Crawling and web scraping a site without getting easily detected or blocked can be extremely challenging. If you are running a web scraping mission for gathering e-commerce intelligence data for your business purposes, you might want to keep in mind a handful of useful tips on how to prevent getting blacklisted while scraping.
In this article we will reveal some details about performing web scraping without getting blocked or blacklisted as well as some the scraping best practices. It also will be particularly interesting for those who would like to know more about setting up proxies for scraping and crawling missions to avoid detection. We will start by defining the difference between web scraping and crawling and expand into a list of tips to help you avoid getting blocked while scraping websites.
Web Crawling vs Web Scraping: Definition and the Difference
Web crawling and scraping are very closely related, so no wonder that people often confuse them. To avoid this confusion let’s consider some examples of use cases where web scraping and web crawling are involved, so you would have a better picture about these two data mining web techniques.
Web scraping and its use cases
When we are talking about web scraping, we normally refer to extracting data from the target websites.

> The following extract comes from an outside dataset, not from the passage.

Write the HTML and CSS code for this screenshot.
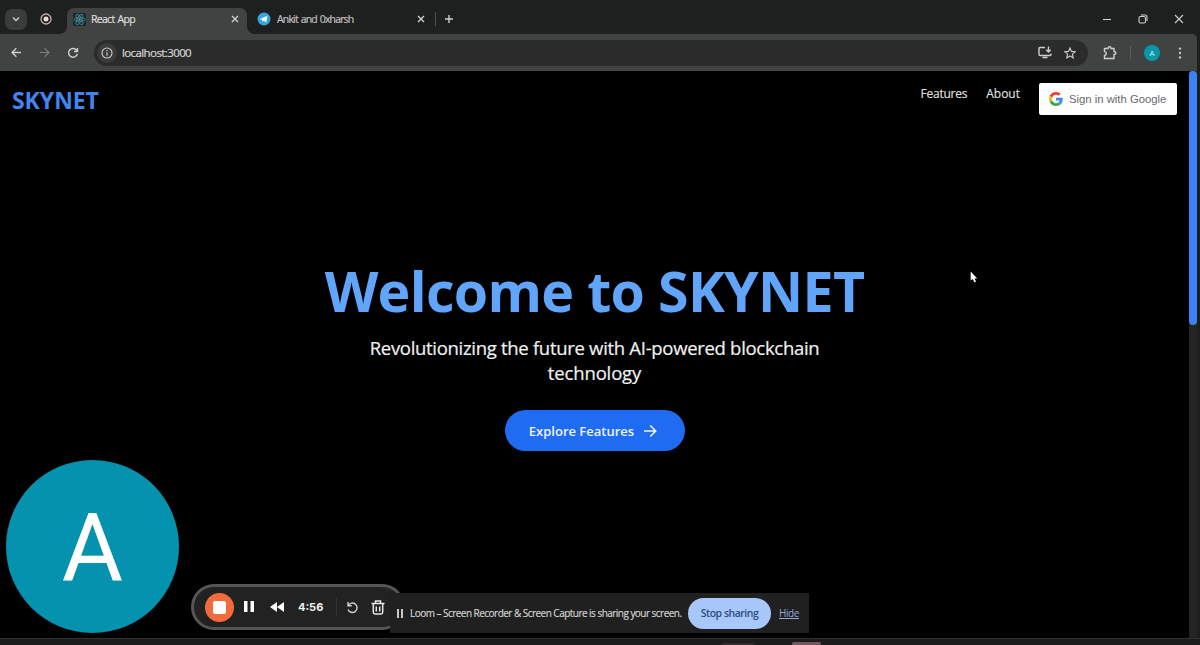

This process can be automated through the use of various bots and scripts that on the one hand simplify this process and, on the other hand, make scraping as efficient as possible.
Web scraping is usually used for missions that involve fetching data from e-commerce sites (such as Amazon) when you need to extract information on prices and features of various products. It is also helpful in data extraction related to business leads, stock market data or real estate listings.
Web crawling: definition and its use cases
Web crawling, on the other hand, is all about indexing information on the web or in some repositories. It is performed by web crawlers (sometimes referred to as “spiders”) that systematically browse the World Wide Web for indexing the information.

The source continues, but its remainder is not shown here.